There is an unnecessary misunderstanding and distrust that often crops up between those whose service is in the armed forces and those whose service is peace activism. This is not only because some soldiers may have difficulty understanding opposition to what they do, but also because activists have sometimes handled their efforts to stop war poorly and conducted themselves very badly. This has not always been the case, but something is definitely wrong when a person makes no distinction between a government and an individual or between one individual and another. This kind of failure to distinguish and its associated ugly behavior left a bitter taste in the mouths of many by the time the Vietnam War was over.

Just as peace activists have sometimes devalued soldiers, soldiers have also sometimes devalued peace activists. A person joining the military makes a legally binding promise to go where she or he is sent and to do as she or he is ordered. This is a commitment made in good faith, with this individual trusting the government and upper ranks to make wise decisions and give appropriate direction. It's the job of the peace activist to hold those in authority to that.

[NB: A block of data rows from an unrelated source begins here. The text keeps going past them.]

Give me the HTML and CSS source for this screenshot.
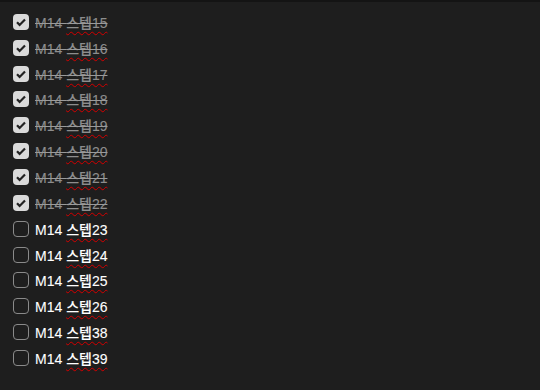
FILE: index.html
```html
<!DOCTYPE html>
<html lang="ko">
<head>
  <meta charset="UTF-8">
  <meta name="viewport" content="width=device-width, initial-scale=1.0">
  <title>Tasks</title>
  <link rel="stylesheet" href="styles.css">
</head>
<body>
  <ul class="task-list">
    <li class="task done"><span class="box"></span><span class="label">M14 <span class="typo">스텝15</span></span></li>
    <li class="task done"><span class="box"></span><span class="label">M14 <span class="typo">스텝16</span></span></li>
    <li class="task done"><span class="box"></span><span class="label">M14 <span class="typo">스텝17</span></span></li>
    <li class="task done"><span class="box"></span><span class="label">M14 <span class="typo">스텝18</span></span></li>
    <li class="task done"><span class="box"></span><span class="label">M14 <span class="typo">스텝19</span></span></li>
    <li class="task done"><span class="box"></span><span class="label">M14 <span class="typo">스텝20</span></span></li>
    <li class="task done"><span class="box"></span><span class="label">M14 <span class="typo">스텝21</span></span></li>
    <li class="task done"><span class="box"></span><span class="label">M14 <span class="typo">스텝22</span></span></li>
    <li class="task"><span class="box"></span><span class="label">M14 <span class="typo">스텝23</span></span></li>
    <li class="task"><span class="box"></span><span class="label">M14 <span class="typo">스텝24</span></span></li>
    <li class="task"><span class="box"></span><span class="label">M14 <span class="typo">스텝25</span></span></li>
    <li class="task"><span class="box"></span><span class="label">M14 <span class="typo">스텝26</span></span></li>
    <li class="task"><span class="box"></span><span class="label">M14 <span class="typo">스텝38</span></span></li>
    <li class="task"><span class="box"></span><span class="label">M14 <span class="typo">스텝39</span></span></li>
  </ul>
</body>
</html>
```
FILE: styles.css
```css
body {
  margin: 0;
  height: 388px;
  background-color: #1e1e1e;
  border-top: 2px solid #141414;
  font-family: "Liberation Sans", "Noto Sans CJK KR", sans-serif;
  font-size: 14px;
  color: #ffffff;
}
.task-list {
  list-style: none;
  margin: 0;
  padding: 7px 0 0 13px;
}
.task {
  display: flex;
  align-items: center;
  gap: 6px;
  height: 25.85px;
}
.box {
  box-sizing: border-box;
  width: 16px;
  height: 16px;
  border: 1.5px solid #8a8a8a;
  border-radius: 4px;
  flex-shrink: 0;
}
.done .box {
  border: none;
  background-color: #dadada;
  background-image: url("data:image/svg+xml;utf8,<svg xmlns='http://www.w3.org/2000/svg' viewBox='0 0 16 16'><path d='M4 8.3l2.6 2.6L12 5.4' fill='none' stroke='%23222' stroke-width='2.2'/></svg>");
}
.label {
  font-weight: 500;
  -webkit-text-stroke: 0.1px currentColor;
}
.done .label {
  color: #8d8d8d;
  text-decoration: line-through;
  text-decoration-color: #9a9a9a;
}
.typo {
  text-decoration: underline wavy #d40000;
  text-decoration-thickness: 1.2px;
  text-underline-offset: 3px;
}
```
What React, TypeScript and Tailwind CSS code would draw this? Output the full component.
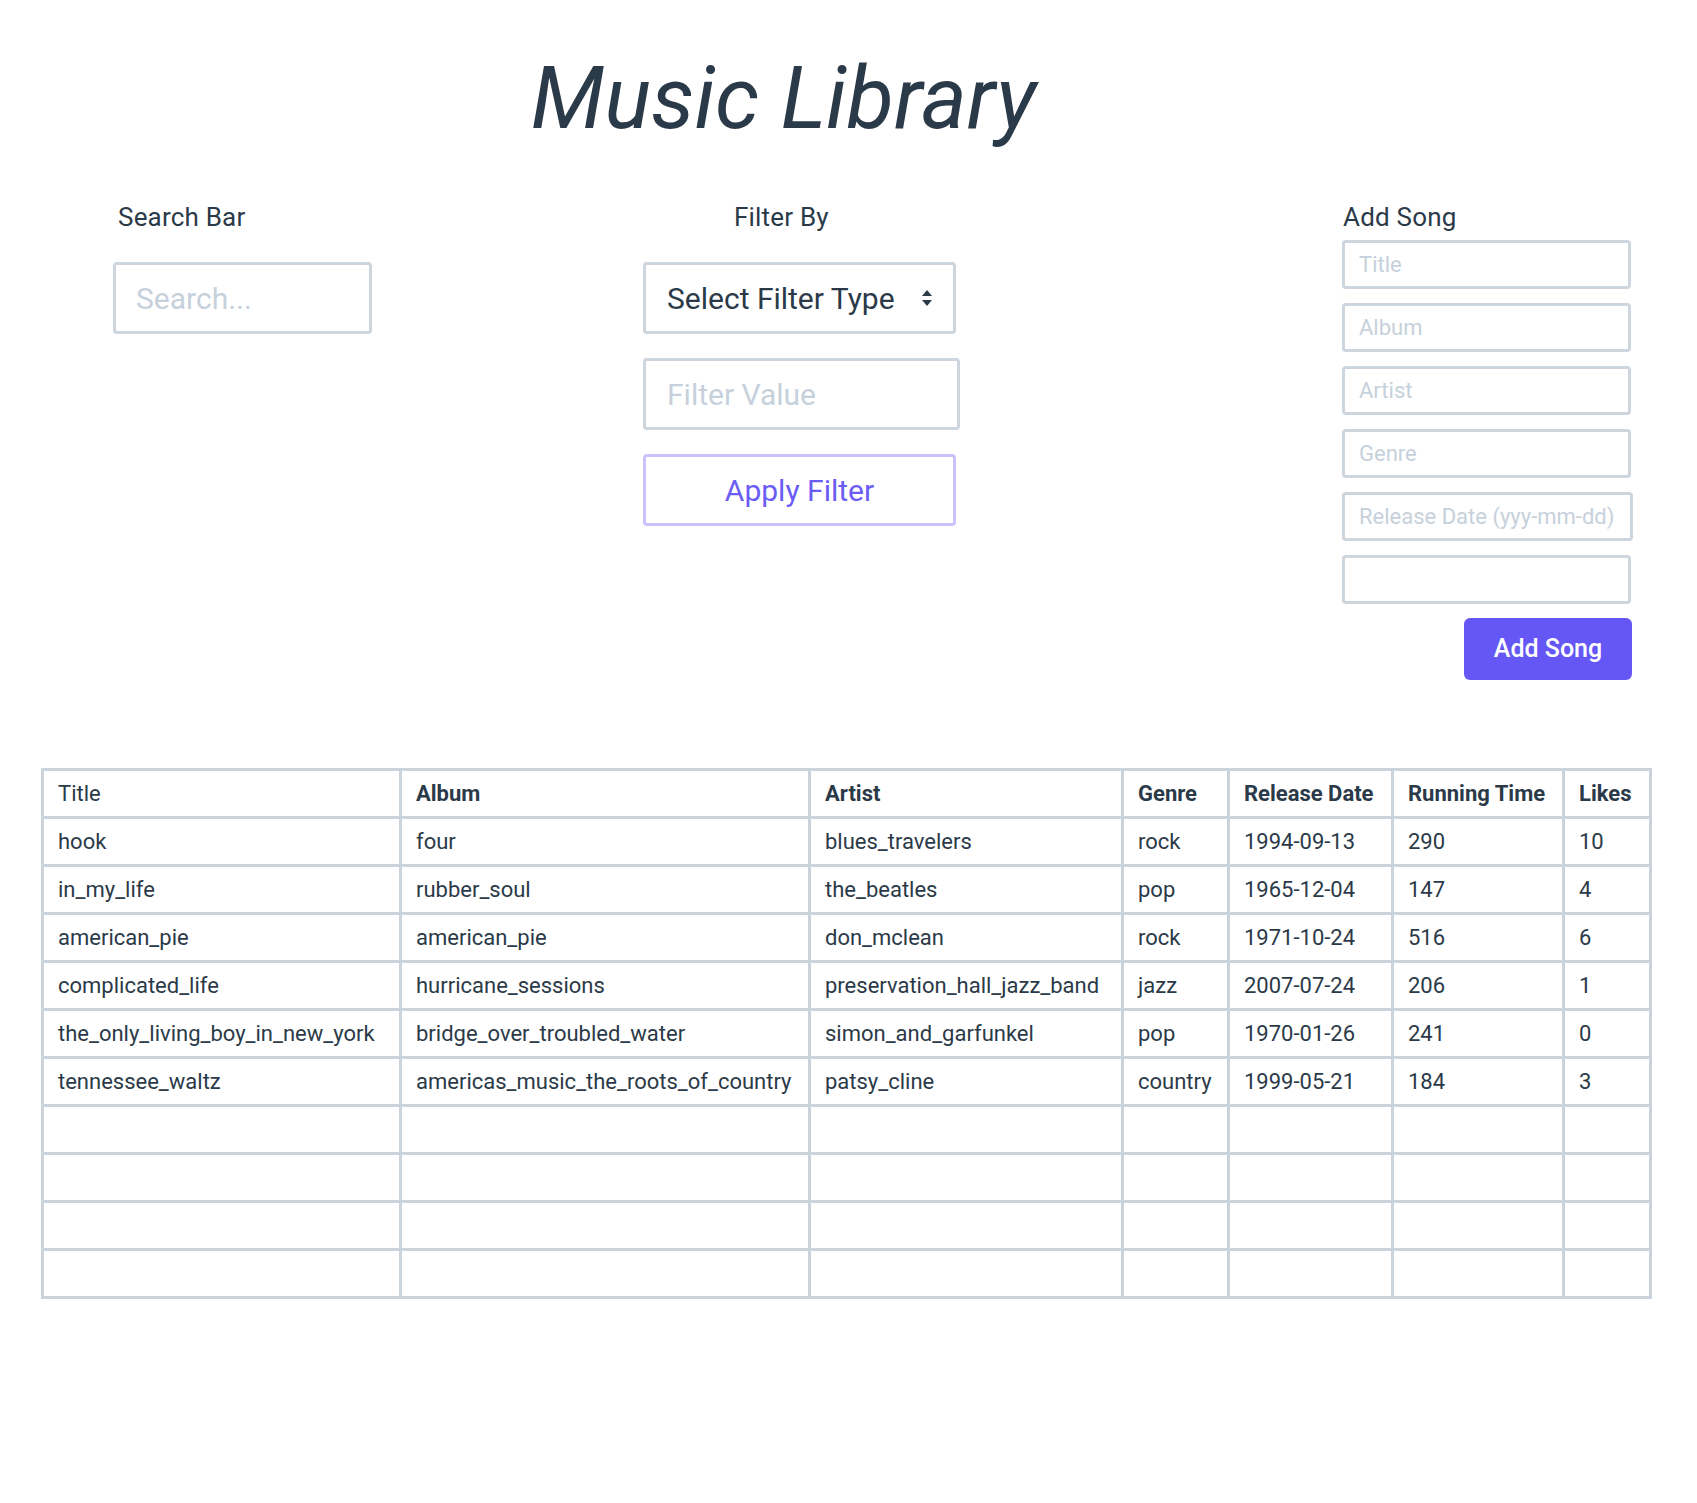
const songs = [
  ['hook', 'four', 'blues_travelers', 'rock', '1994-09-13', '290', '10'],
  ['in_my_life', 'rubber_soul', 'the_beatles', 'pop', '1965-12-04', '147', '4'],
  ['american_pie', 'american_pie', 'don_mclean', 'rock', '1971-10-24', '516', '6'],
  ['complicated_life', 'hurricane_sessions', 'preservation_hall_jazz_band', 'jazz', '2007-07-24', '206', '1'],
  ['the_only_living_boy_in_new_york', 'bridge_over_troubled_water', 'simon_and_garfunkel', 'pop', '1970-01-26', '241', '0'],
  ['tennessee_waltz', 'americas_music_the_roots_of_country', 'patsy_cline', 'country', '1999-05-21', '184', '3'],
];

const headers = ['Title', 'Album', 'Artist', 'Genre', 'Release Date', 'Running Time', 'Likes'];
const colWidths = ['w-[358px]', 'w-[409px]', 'w-[313px]', 'w-[106px]', 'w-[164px]', 'w-[171px]', 'w-[87px]'];

function SortArrows() {
  return (
    <svg width="12" height="18" viewBox="0 0 12 18" className="text-[#2b3a48]">
      <path d="M6 1 L11 7 H1 Z" fill="currentColor" />
      <path d="M6 17 L11 11 H1 Z" fill="currentColor" />
    </svg>
  );
}

function App() {
  return (
    <div className="min-h-screen bg-white pt-[55px] text-[#2b3a48] font-['Roboto','Liberation_Sans',sans-serif]">
      <h1 className="pr-[130px] text-center text-[87px] italic leading-none font-normal">Music Library</h1>

      <div className="mt-[62px] flex pl-[113px]">
        {/* search */}
        <div className="w-[259px] flex flex-col">
          <label className="ml-[5px] text-[26px] leading-none tracking-[0.2px]">Search Bar</label>
          <input
            className="mt-[32px] h-[72px] w-[259px] rounded-[4px] border-[3px] border-[#cdd5de] pl-[20px] text-[30px] outline-none placeholder:text-[#c6d1db]"
            placeholder="Search..."
          />
        </div>

        {/* filter */}
        <div className="ml-[271px] w-[317px] flex flex-col">
          <label className="ml-[91px] text-[26px] leading-none tracking-[0.2px]">Filter By</label>
          <button className="mt-[32px] flex h-[72px] w-[313px] items-center justify-between rounded-[4px] border-[3px] border-[#cdd5de] pl-[21px] pr-[20px] text-[30px]">
            <span>Select Filter Type</span>
            <SortArrows />
          </button>
          <input
            className="mt-[24px] h-[72px] w-[317px] rounded-[4px] border-[3px] border-[#cdd5de] pl-[21px] text-[30px] outline-none placeholder:text-[#c6d1db]"
            placeholder="Filter Value"
          />
          <button className="mt-[24px] h-[72px] w-[313px] rounded-[4px] border-[3px] border-[#c9c2fb] text-[30px] text-[#6a5cf4]">
            Apply Filter
          </button>
        </div>

        {/* add song */}
        <div className="ml-[382px] w-[291px] flex flex-col">
          <label className="ml-[1px] text-[26px] leading-none tracking-[0.2px]">Add Song</label>
          <div className="mt-[10px] flex flex-col gap-[14px]">
            {['Title', 'Album', 'Artist', 'Genre', 'Release Date (yyy-mm-dd)', ''].map((p, i) => (
              <input
                key={i}
                className={`h-[49px] ${i === 4 ? 'w-[291px]' : 'w-[289px]'} rounded-[4px] border-[3px] border-[#cdd5de] pl-[14px] text-[22px] outline-none placeholder:text-[#c6d1db]`}
                placeholder={p}
              />
            ))}
          </div>
          <button className="mt-[14px] ml-[122px] h-[62px] w-[168px] rounded-[6px] bg-[#6557f5] text-[25px] font-medium text-white">
            Add Song
          </button>
        </div>
      </div>

      <table className="ml-[41px] mt-[88px] w-[1608px] table-fixed border-collapse text-[22px]">
        <colgroup>
          {colWidths.map((w, i) => (
            <col key={i} className={w} />
          ))}
        </colgroup>
        <thead>
          <tr>
            {headers.map((h, i) => (
              <th
                key={h}
                className={`h-[48px] border-[3px] border-[#cbd4dd] px-[14px] text-left whitespace-nowrap ${i === 0 ? 'font-normal' : 'font-bold'}`}
              >
                {h}
              </th>
            ))}
          </tr>
        </thead>
        <tbody>
          {songs.map((row) => (
            <tr key={row[0]}>
              {row.map((c, i) => (
                <td key={i} className="h-[48px] border-[3px] border-[#cbd4dd] px-[14px] whitespace-nowrap">
                  {c}
                </td>
              ))}
            </tr>
          ))}
          {[0, 1, 2, 3].map((r) => (
            <tr key={`e${r}`}>
              {headers.map((h) => (
                <td key={h} className="h-[48px] border-[3px] border-[#cbd4dd]" />
              ))}
            </tr>
          ))}
        </tbody>
      </table>
    </div>
  );
}

export default App;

Whether those who oppose a military action are right or wrong to be against it, if they're people of conscience, they must speak out so that human beings on neither side of the conflict suffer needlessly. Why should anyone's life be thrown away for the sake of error or greed? Shouldn't we be sure a cause is just and an action both proper and necessary before we engage? If we thought it was to begin with and have since learned otherwise, shouldn't we put a stop to what we're doing? And it's not just about war. In general, it's the responsibility of the citizenry to keep the government accountable. Governments are run by people. People are imperfect and have all sorts of personal and political agendas. Many mean well and do well. Some mean well and do poorly. Some don't mean well at all. Only keeping our leaders under scrutiny by the populace prevents those who might do harm from ruining the country and makes it so that those who can do good are able. Accountability of the government to the people is one of the major principles upon which our nation was founded. This is one of the main reasons why American soldiers fought and died in the first place.

So, you see, I'm not discounting the contributions of soldiers. But the reason we have freedom of speech in America to this day is not simply because soldiers died for that right. It's also because ordinary civilians, many of whom may never have served in the armed forces at all, at any point in their lives, insist on it. And, yes, some of them have died for it. If we didn't do this, even by sometimes saying some very unpopular things, our own government and fellow citizens would take that right away from us. We have rights of all sorts in this country because we make it happen ourselves, right here at home. Everyday people prevent the constitution from becoming a worthless piece of paper, either ignored outright or amended unto total self-contradiction and utter uselessness. Soldiers may be among those who protect our borders and our interests abroad (and let's not forget people like our ambassadors here), but we all create together a nation that's worth protecting. If a country is run by a tyrant who guts our way of life, it makes no difference whether that tyrant is foreign or domestic.

And this is how it is all over the world. Nobody has freedom if they don't insist on it themselves. Others can lend support or be an example, but nobody else can simply hand it to them.